As an American (i.e., citizen of USA as identified differently from other Americans, i.e., South Americans, who are also “Americans” and Central Americans, who can also use the term), I have tunnel vision with respect to events. If something happens in “America” (the one to which I belong) or affects Americans, I hear about it, provided the various news agencies choose to report the event or some viral video catches my attention. It’s like some Disney or Universal ride that keeps the rider in the dark except for any highly coherently themed images the park’s developers want to show. In other words, my knowledge of world events is limited because I can’t be everywhere, and I rely on others to shape my focus. Apparently, I live in a park.
It has to be a park. For you, also. Like the surprises provided in Disney and Universal rides, news stories emerge from the darkness or from around the corner to catch the eye. Of course, you can exit the park to return to hotel or home, where outside information ostensibly flows freely, though chaotically. If you wish, you can peruse the daily news across the planet, but you will, like some stretched elastic, return to things local, things you find immediately germane to your life, and things that seem to be coherently linked. Even outside the park, riding the Web is very much like those park rides.

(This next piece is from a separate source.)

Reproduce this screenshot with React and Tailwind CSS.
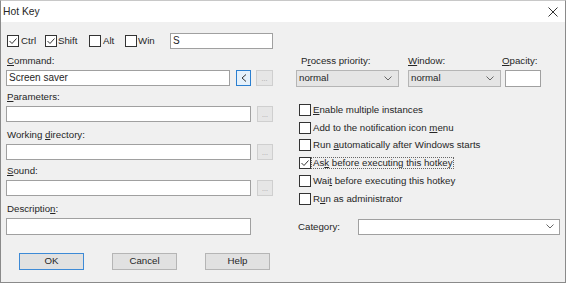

“I was unaware,” I say to myself when I stumble across news from another country via the Web. I was unaware of the significance of takfiris until I read a report in the Egyptian Daily News that recounted that country’s attack on their outposts in the North Sinai. Takfiri militants are opposed to anyone that doesn’t profess their brand of Islam, not only labeling them infidels , but also attacking them. Takfiris make IEDs for terror attacks, produce hashish and marijuana, and smuggle people and narcotics into Egypt. The Egyptian army sees them as a threat to the nation and conducts raids, such as the counter-terrorism raids reported by the news service in February, 2018.*
During the raids, the army killed six takfiris while losing two of their own. Eight deaths. And I was unaware at the time because no one in the tunnel deigned to let me know. My stumbling across the information occurred in a Web-ride I had not previously experienced, one called the Egypt Daily News online. But, at this very moment, I’m guessing similar incidents are occurring in the Park Planet. Even if I were to devote my entire existence to uncovering worldwide events, I would lack the omnipresence necessary for omniscience, just as it is difficult if not impossible to experience all the offerings in a giant park like Disney World during one’s usually relatively brief stay—as we are all only in Park Planet for a finite time
Before the rise of the modern world and its ever-entwining connections, my isolated park ride would have been sufficient for my survival. But those connections make knowledge from outside the park potentially useful, potentially personal. Does this mean that I now have to concern myself with Takfiri attacks in America? Probably not, but not necessarily not. That I have read the Egyptian Daily News once or twice doesn’t make me any less finite and local in my concerns. Just as in the expression “all politics are local,” so also is the idea that all interests are essentially local. That locality is elastic, stretching at times to faraway places, but it usually snaps back and resumes its original shape dictated by the park designers in the parks we frequent.
As the physicists are wont to say, the world is local; nonlocality violates Einstein’s relativity. My being limited to a single park is the way of the world. Information has to travel, or I have to travel to it. I am bound by two kinds of places, the physical one that forms the boundaries of the park I wander into and the mental one that forms the boundaries of my interests and abilities. I’m definitely bound physically. I’m also bound mentally. Someone might say, “Oh! You should go to such-n-such park. It’s great. The rides there are so different.” But even if I go, I find I can’t stay. If I do, it becomes my new locality. My old “locality” usually draws me back after a brief excursion.
So, I’ve been to the Egyptian park, not to see the pyramids or the Sphinx, but to see what is happening currently there and that is of interest there. I’m back now, back in my own park, the familiar one, riding the rides I know and expecting to be surprised in a way I’m used to being surprised. The whole experience points to how limited I am by place, particularly by place of mind.